Dodging Clarke’s Charges
Richard Clarke, top anti-terrorism adviser to several presidents — Republican and Democrat — has written a bombshell of a book about the Bush administration’s handling of terrorist threats. Clarke’s revelations have shaken up the White House. Clarke charges that Bush paid him no mind when he brought the issue of the threat of an Al Qaeda attack to the president’s attention before September 11, 2001. Clarke further charges that he was pressed by Bush to get evidence that would justify an assault on Iraq.
Clarke repeated these charges under oath before a congressional committee investigating the government’s failure to detect and act on the warning signs of a terrorist assault.
As of this writing, the only answers offered by the administration do not attempt to disprove Clarke’s charges. Instead, the White House has indulged in using a logical fallacy, called argumentum ad hominem. Instead of refuting the charges, the answer has been to disparage Clarke’s motives. To wit: Clarke is making these charges because he is a secret Democrat, because he was passed over for promotion, because he wants a big readership for his book. All of which or none of which may be true. Yet the administration does not seem to feel called upon to explain. And maybe Bush and his well-oiled friend Vice President Dick Cheney have good reason not to reveal their real reason.
The real reason may run all the way back to the 1950s in Iran. After the 1951 assassination of Iran’s Prime Minister Ali Razmara, Mohammed Mossadegh took his place and nationalized the oil industry. The British were furious. Iran was No. 2, on the heels of Saudi Arabia, in oil output. The Brits contacted the U.S. for a joint venture. The CIA and its British counterpart met in Cyprus to draft plans to oust Mossadegh. They were successful in a 1953 coup that killed 300. The lords of oil in the U.K. and the United States cheered.
But they were not satisfied. Close behind Iran in oil output comes Iraq. Saddam Hussein nationalized the oil industry shortly after he came to power. There were no viable forces in Iraq to oust Hussein. The only way to do in Iraq what the U.K. and the United States did in Iran was to wage a war that would bring “regime change.”
But what reason was there for the U.S. to declare war on Iraq? No doubt, Bush was eager to hear from Clarke that Hussein had weapons of mass destruction. Clarke’s generalized warnings about a terror machine (Al Qaeda) must have seemed like a distraction.

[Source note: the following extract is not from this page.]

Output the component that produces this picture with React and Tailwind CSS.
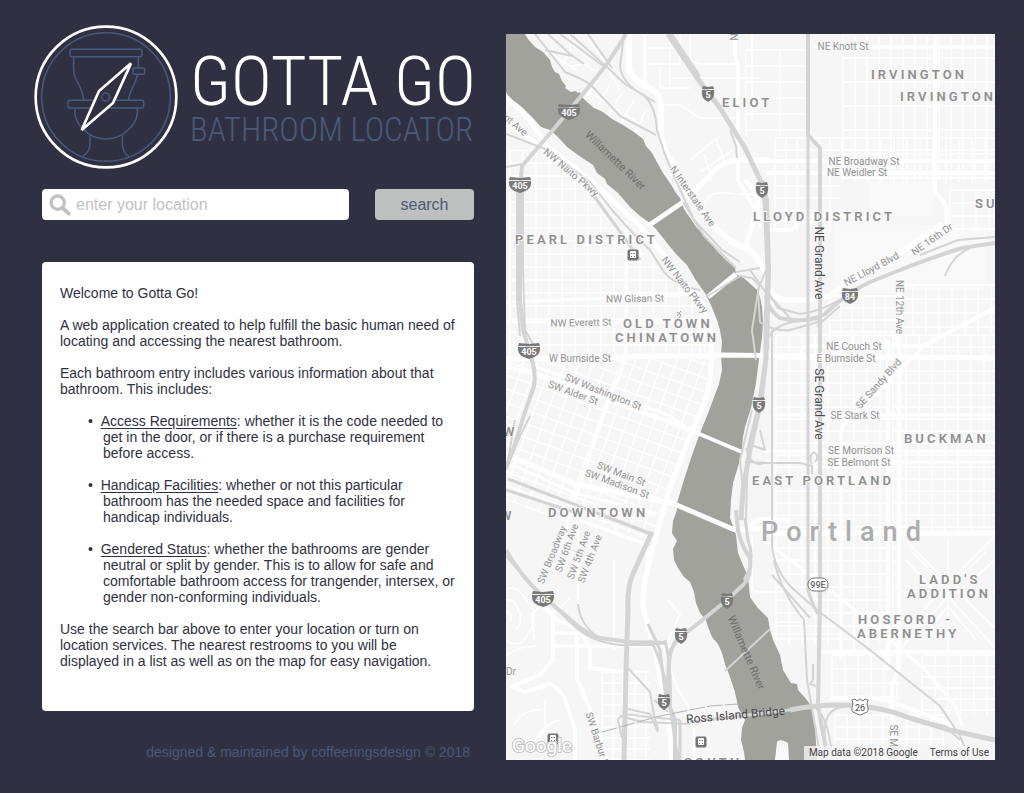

Bush and Clarke probably never imagined anything like September 11. But when it came, it stirred the fear and fury among the American people that were skillfully exploited to justify a pre-emptive war, although Hussein had nothing at all to do with September 11.
At present, U.S. policy is not to denationalize the Iraqi oil industry. Why indulge in such a takeover when there is no need to do so? If Iraq becomes a client state of the U.S., Uncle Sam (read Cheney and Bush) would in effect control Iraq’s oil industry. The key word here is “if.” Whether Iraq can be turned into a submissive satellite is iffy and, in retrospect, our pre-emptive war may prove to have been a blunder. All of which might make good reading in a book titled “Malice in Blunderland.”